Source material:
------------------------------------------------------------
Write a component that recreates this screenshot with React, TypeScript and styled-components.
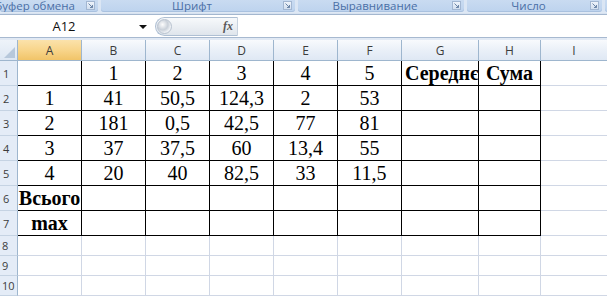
import styled, { createGlobalStyle } from 'styled-components';

const GlobalStyle = createGlobalStyle`
  html, body {
    margin: 0;
    padding: 0;
    background: #ffffff;
    overflow: hidden;
  }
`;

interface Group {
  label: string;
  width: number;
  lead?: boolean;
}

const groups: Group[] = [
  { label: 'Буфер обмена', width: 98, lead: true },
  { label: 'Шрифт', width: 194 },
  { label: 'Выравнивание', width: 166 },
  { label: 'Число', width: 135 },
  { label: '', width: 40 },
];

const columns = ['A', 'B', 'C', 'D', 'E', 'F', 'G', 'H', 'I'];
const colWidths = [64, 64, 64, 64, 64, 64, 77, 62, 67];

type Value = string | { text: string; bold?: boolean; left?: boolean };

const rows: Value[][] = [
  ['', '1', '2', '3', '4', '5', { text: 'Середнє', bold: true, left: true }, { text: 'Сума', bold: true }],
  ['1', '41', '50,5', '124,3', '2', '53', '', ''],
  ['2', '181', '0,5', '42,5', '77', '81', '', ''],
  ['3', '37', '37,5', '60', '13,4', '55', '', ''],
  ['4', '20', '40', '82,5', '33', '11,5', '', ''],
  [{ text: 'Всього', bold: true }, '', '', '', '', '', '', ''],
  [{ text: 'max', bold: true }, '', '', '', '', '', '', ''],
];

const App = () => (
  <>
    <GlobalStyle />
    <Window>
      <RibbonStrip>
        {groups.map((g) => (
          <RibbonGroup key={g.label || 'rest'} style={{ width: g.width }} $lead={g.lead}>
            <GroupLabel $lead={g.lead}>{g.label}</GroupLabel>
            {g.label && (
              <Launcher>
                <svg width="5" height="5" viewBox="0 0 5 5">
                  <path d="M0.5 0.5 L4.5 4.5 M2 4.5 H4.5 V2" stroke="#6d86a8" strokeWidth="1" fill="none" />
                </svg>
              </Launcher>
            )}
          </RibbonGroup>
        ))}
      </RibbonStrip>
      <RibbonFoot />
      <FormulaBar>
        <NameBox>A12</NameBox>
        <DropArrow />
        <FxPill>
          <Grip />
          <Fx>fx</Fx>
        </FxPill>
        <FormulaInput />
      </FormulaBar>
      <BarSeparator />
      <Sheet>
        <Corner />
        {columns.map((c) => (
          <ColHeader key={c} $selected={c === 'A'}>
            {c}
          </ColHeader>
        ))}
        {Array.from({ length: 10 }, (_, r) => {
          const data = rows[r];
          return [
            <RowHeader key={`h${r}`} $short={r >= 7}>
              {r + 1}
            </RowHeader>,
            ...columns.map((c, ci) => {
              const v = data && ci < 8 ? data[ci] : '';
              const cell = typeof v === 'string' ? { text: v } : v;
              return (
                <Cell
                  key={`${c}${r}`}
                  $boxed={!!data && ci < 8}
                  $bold={cell.bold}
                  $left={cell.left}
                >
                  {cell.text}
                </Cell>
              );
            }),
          ];
        })}
      </Sheet>
    </Window>
  </>
);

export default App;

const Window = styled.div`
  width: 607px;
  height: 297px;
  overflow: hidden;
  display: flex;
  flex-direction: column;
  background: #ffffff;
`;

const RibbonStrip = styled.div`
  display: flex;
  gap: 3px;
  height: 12px;
  background: #dbe6f4;
`;

const RibbonGroup = styled.div<{ $lead?: boolean }>`
  flex: none;
  display: flex;
  align-items: center;
  justify-content: ${({ $lead }) => ($lead ? 'flex-end' : 'flex-start')};
  height: 12px;
  background: linear-gradient(#c9dbf1, #bdd3ee);
  border-radius: 0 0 3px 3px;
  box-shadow: inset 0 -1px 0 #a9c1df;
  padding-right: 3px;
  box-sizing: border-box;
`;

const GroupLabel = styled.div<{ $lead?: boolean }>`
  flex: ${({ $lead }) => ($lead ? 'none' : '1')};
  text-align: center;
  margin-right: ${({ $lead }) => ($lead ? '11px' : '0')};
  white-space: nowrap;
  font-family: 'Open Sans', 'Liberation Sans', sans-serif;
  font-size: 11.5px;
  line-height: 12px;
  color: #4a6fa6;
`;

const Launcher = styled.div`
  flex: none;
  display: flex;
  align-items: center;
  justify-content: center;
  width: 7px;
  height: 7px;
  margin-top: -1px;
  border: 1px solid #a3b7d2;
  background: linear-gradient(#eef3fa, #d2dfef);
`;

const RibbonFoot = styled.div`
  height: 2px;
  background: linear-gradient(#e3ecf7, #d3dfee);
  border-bottom: 1px solid #a4b7cf;
`;

const FormulaBar = styled.div`
  display: flex;
  align-items: center;
  height: 22px;
  background: #ffffff;
`;

const NameBox = styled.div`
  width: 128px;
  text-align: center;
  font-family: 'Open Sans', 'Liberation Sans', sans-serif;
  font-size: 13px;
  color: #111;
`;

const DropArrow = styled.div`
  width: 0;
  height: 0;
  margin-left: 11px;
  margin-top: 2px;
  border-left: 4px solid transparent;
  border-right: 4px solid transparent;
  border-top: 4px solid #111;
`;

const FxPill = styled.div`
  display: flex;
  align-items: center;
  justify-content: space-between;
  margin-left: 8px;
  width: 83px;
  height: 19px;
  box-sizing: border-box;
  padding: 0 4px 0 1px;
  border: 1px solid #aebfd3;
  border-right-color: #c7d2df;
  border-radius: 10px 0 0 10px;
  background: linear-gradient(#f7f9fb, #dfe5ec);
`;

const Grip = styled.div`
  width: 13px;
  height: 13px;
  border-radius: 50%;
  background: radial-gradient(circle at 35% 35%, #fdfdfd 0, #c9d0d9 45%, #eef1f5 70%);
  border: 1px solid #b8c2cf;
`;

const Fx = styled.span`
  font-family: 'Liberation Serif', serif;
  font-style: italic;
  font-weight: bold;
  font-size: 12px;
  color: #5a5a5a;
`;

const FormulaInput = styled.div`
  flex: 1;
  height: 22px;
  margin-left: 2px;
  background: #ffffff;
`;

const BarSeparator = styled.div`
  height: 2px;
  border-top: 1px solid #a7b9d0;
  background: #e1e9f4;
`;

const Sheet = styled.div`
  display: grid;
  grid-template-columns: 18px ${colWidths.map((w) => `${w}px`).join(' ')};
  grid-template-rows: 21px repeat(7, 25px) repeat(3, 20px);
  font-family: 'Liberation Serif', 'Times New Roman', serif;
`;

const Corner = styled.div`
  position: relative;
  box-sizing: border-box;
  border-right: 1px solid #9eb6ce;
  border-bottom: 1px solid #9eb6ce;
  background: linear-gradient(#eef3f9, #dde7f3);
  &::after {
    content: '';
    position: absolute;
    right: 2px;
    bottom: 2px;
    border-left: 11px solid transparent;
    border-bottom: 11px solid #b7c8db;
  }
`;

const ColHeader = styled.div<{ $selected?: boolean }>`
  box-sizing: border-box;
  display: flex;
  align-items: center;
  justify-content: center;
  border-right: 1px solid #9eb6ce;
  border-bottom: 1px solid #9eb6ce;
  background: ${({ $selected }) =>
    $selected
      ? 'linear-gradient(#fbe2ab, #f8d58b 50%, #f1c468)'
      : 'linear-gradient(#f8fafd, #eaf0f8 50%, #dfe8f4)'};
  font-family: 'Open Sans', 'Liberation Sans', sans-serif;
  font-size: 12px;
  color: #3c3c3c;
`;

const RowHeader = styled.div<{ $short?: boolean }>`
  box-sizing: border-box;
  display: flex;
  align-items: center;
  padding-left: ${({ $short }) => ($short ? '2px' : '3px')};
  border-right: 1px solid #9eb6ce;
  border-bottom: 1px solid #c5d3e3;
  background: #e4ecf7;
  font-family: 'Open Sans', 'Liberation Sans', sans-serif;
  font-size: 11px;
  color: #3c3c3c;
`;

const Cell = styled.div<{ $boxed?: boolean; $bold?: boolean; $left?: boolean }>`
  box-sizing: border-box;
  display: flex;
  align-items: center;
  justify-content: ${({ $left }) => ($left ? 'flex-start' : 'center')};
  padding-left: ${({ $left }) => ($left ? '3px' : '0')};
  overflow: hidden;
  white-space: nowrap;
  border-right: 1px solid ${({ $boxed }) => ($boxed ? '#000000' : '#d0d7e5')};
  border-bottom: 1px solid ${({ $boxed }) => ($boxed ? '#000000' : '#d0d7e5')};
  font-size: 20px;
  font-weight: ${({ $bold }) => ($bold ? 'bold' : 'normal')};
  color: #000000;
`;
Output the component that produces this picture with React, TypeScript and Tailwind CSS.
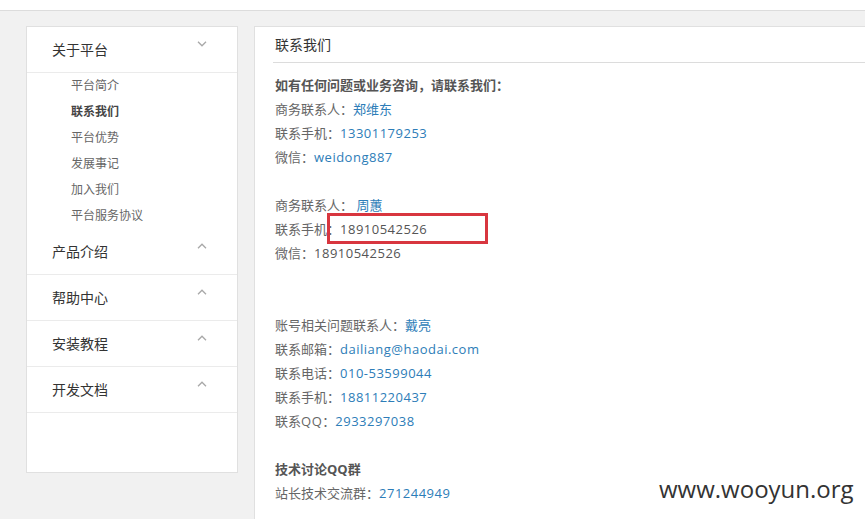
const FONT = '"Open Sans", "Noto Sans CJK SC", sans-serif';

function Chevron({ up }: { up?: boolean }) {
  return (
    <svg width="10" height="6" viewBox="0 0 10 6" className="absolute right-[30px] top-[14px]">
      <path
        d={up ? "M1 5.2L5 1.2l4 4" : "M1 0.8l4 4 4-4"}
        fill="none"
        stroke="#a8a8a8"
        strokeWidth="1.3"
      />
    </svg>
  );
}

function Link({ children }: { children: React.ReactNode }) {
  return <span className="text-[#2d7db8]">{children}</span>;
}

function Num({ children, blue }: { children: React.ReactNode; blue?: boolean }) {
  return (
    <span className={blue ? "tracking-[0.5px] text-[#2d7db8]" : "tracking-[0.5px] text-[#555]"}>
      {children}
    </span>
  );
}

const subItems = ["平台简介", "联系我们", "平台优势", "发展事记", "加入我们", "平台服务协议"];
const sections = ["产品介绍", "帮助中心", "安装教程", "开发文档"];

export default function App() {
  return (
    <div
      className="relative w-[865px] h-[519px] overflow-hidden bg-[#f1f1f1]"
      style={{ fontFamily: FONT }}
    >
      {/* top strip */}
      <div className="h-[11px] bg-white border-b border-[#dcdcdc]" />

      <div className="flex gap-[16px] pl-[26px] pt-[15px]">
        {/* Sidebar */}
        <aside className="w-[212px] h-[447px] shrink-0 bg-white border border-[#e0e0e0]">
          <div className="relative h-[46px] flex items-center pl-[25px] border-b border-[#ebebeb] text-[14px] text-[#333]">
            关于平台
            <Chevron />
          </div>
          <ul className="pl-[44px] text-[12px] leading-[26px] text-[#666]">
            {subItems.map((s) => (
              <li key={s} className={s === "联系我们" ? "font-bold text-[#444]" : ""}>
                {s}
              </li>
            ))}
          </ul>
          {sections.map((s) => (
            <div
              key={s}
              className="relative h-[46px] flex items-center pl-[25px] border-b border-[#ebebeb] text-[14px] text-[#333]"
            >
              {s}
              <Chevron up />
            </div>
          ))}
        </aside>

        {/* Main */}
        <main className="w-[700px] h-[600px] shrink-0 bg-white border border-[#e0e0e0] pl-[18px]">
          <div className="h-[36px] flex items-center pl-[2px] border-b border-[#dcdcdc] text-[14px] text-[#333]">
            联系我们
          </div>
          <div className="pl-[2px] pt-[10px] text-[13px] leading-[24px] text-[#666]">
            <p className="font-bold text-[#555]">如有任何问题或业务咨询，请联系我们：</p>
            <p>
              商务联系人：<Link>郑维东</Link>
            </p>
            <p>
              联系手机：<Num blue>13301179253</Num>
            </p>
            <p>
              微信：<Num blue>weidong887</Num>
            </p>

            <p className="mt-6">
              商务联系人： <Link>周蕙</Link>
            </p>
            <p>
              联系手机：<Num>18910542526</Num>
            </p>
            <p>
              微信：<Num>18910542526</Num>
            </p>

            <p className="mt-12">
              账号相关问题联系人：<Link>戴亮</Link>
            </p>
            <p>
              联系邮箱：<Num blue>dailiang@haodai.com</Num>
            </p>
            <p>
              联系电话：<Num blue>010-53599044</Num>
            </p>
            <p>
              联系手机：<Num blue>18811220437</Num>
            </p>
            <p>
              联系<span className="tracking-[0.5px]">QQ</span>：<Num blue>2933297038</Num>
            </p>

            <p className="mt-6 font-bold text-[#555]">技术讨论QQ群</p>
            <p>
              站长技术交流群：<Num blue>271244949</Num>
            </p>
          </div>
        </main>
      </div>

      {/* red highlight annotation */}
      <div className="absolute left-[327px] top-[213px] w-[161px] h-[31px] border-[3px] border-[#d8363f]" />

      {/* watermark */}
      <div className="absolute left-[659px] top-[477px] text-[24px] leading-none text-[#333]">
        www.wooyun.org
      </div>
    </div>
  );
}
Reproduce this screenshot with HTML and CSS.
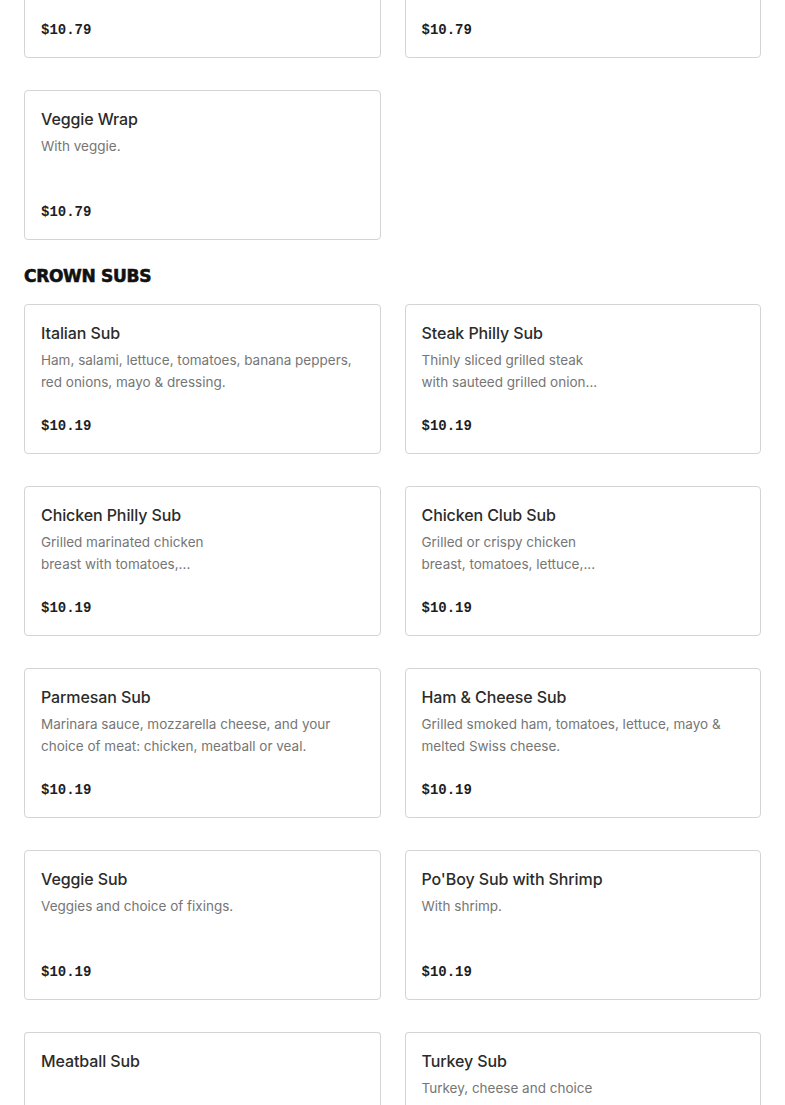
FILE: index.html
```html
<!DOCTYPE html>
<html>
<head>
<meta charset="utf-8">
<link rel="stylesheet" href="styles.css">
</head>
<body>
<div class="page">
  <section class="grid grid-first">
    <div class="card">
      <div class="price">$10.79</div>
    </div>
    <div class="card">
      <div class="price">$10.79</div>
    </div>
    <div class="card">
      <div class="title">Veggie Wrap</div>
      <div class="desc">With veggie.</div>
      <div class="price">$10.79</div>
    </div>
  </section>

  <h2 class="section-title">CROWN SUBS</h2>

  <section class="grid">
    <div class="card">
      <div class="title">Italian Sub</div>
      <div class="desc">Ham, salami, lettuce, tomatoes, banana peppers, red onions, mayo &amp; dressing.</div>
      <div class="price">$10.19</div>
    </div>
    <div class="card">
      <div class="title">Steak Philly Sub</div>
      <div class="desc">Thinly sliced grilled steak<br>with sauteed grilled onion...</div>
      <div class="price">$10.19</div>
    </div>
    <div class="card">
      <div class="title">Chicken Philly Sub</div>
      <div class="desc">Grilled marinated chicken<br>breast with tomatoes,...</div>
      <div class="price">$10.19</div>
    </div>
    <div class="card">
      <div class="title">Chicken Club Sub</div>
      <div class="desc">Grilled or crispy chicken<br>breast, tomatoes, lettuce,...</div>
      <div class="price">$10.19</div>
    </div>
    <div class="card">
      <div class="title">Parmesan Sub</div>
      <div class="desc">Marinara sauce, mozzarella cheese, and your choice of meat: chicken, meatball or veal.</div>
      <div class="price">$10.19</div>
    </div>
    <div class="card">
      <div class="title">Ham &amp; Cheese Sub</div>
      <div class="desc">Grilled smoked ham, tomatoes, lettuce, mayo &amp; melted Swiss cheese.</div>
      <div class="price">$10.19</div>
    </div>
    <div class="card">
      <div class="title">Veggie Sub</div>
      <div class="desc">Veggies and choice of fixings.</div>
      <div class="price">$10.19</div>
    </div>
    <div class="card">
      <div class="title">Po'Boy Sub with Shrimp</div>
      <div class="desc">With shrimp.</div>
      <div class="price">$10.19</div>
    </div>
    <div class="card card-cut">
      <div class="title">Meatball Sub</div>
    </div>
    <div class="card card-cut">
      <div class="title">Turkey Sub</div>
      <div class="desc">Turkey, cheese and choice</div>
    </div>
  </section>
</div>
</body>
</html>
```

FILE: styles.css
```css
html, body {
  margin: 0;
  padding: 0;
  background: #ffffff;
  overflow: hidden;
}
.page {
  padding: 0 24px;
  font-family: "Inter", "Roboto", sans-serif;
}
.grid {
  display: grid;
  grid-template-columns: 1fr 1fr;
  column-gap: 24px;
  row-gap: 32px;
}
.grid-first {
  margin-top: -92px;
}
.card {
  height: 150px;
  box-sizing: border-box;
  border: 1px solid #d4d4d4;
  border-radius: 4px;
  padding: 16px;
  display: flex;
  flex-direction: column;
}
.card-cut {
  height: 73px;
  border-bottom: none;
  border-bottom-left-radius: 0;
  border-bottom-right-radius: 0;
  padding-bottom: 0;
}
.title {
  font-size: 16px;
  font-weight: 500;
  line-height: 24px;
  color: #2b2b2b;
  letter-spacing: -0.1px;
}
.desc {
  margin-top: 4px;
  font-size: 13.5px;
  line-height: 22px;
  color: #767676;
}
.price {
  margin-top: auto;
  font-family: "Liberation Mono", monospace;
  font-weight: 700;
  font-size: 14px;
  line-height: 22px;
  color: #1e1e1e;
}
.section-title {
  margin: 24px 0 16px;
  font-family: "DejaVu Sans", sans-serif;
  font-weight: 900;
  font-size: 17px;
  line-height: 24px;
  color: #111111;
  letter-spacing: -0.3px;
  -webkit-text-stroke: 0.6px #111111;
}
```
------------------------------------------------------------
Look above for every line with the word "that" and copy it.

Write a component that recreates this screenshot with React, TypeScript and styled-components.
Output the component that produces this picture with React, TypeScript and Tailwind CSS.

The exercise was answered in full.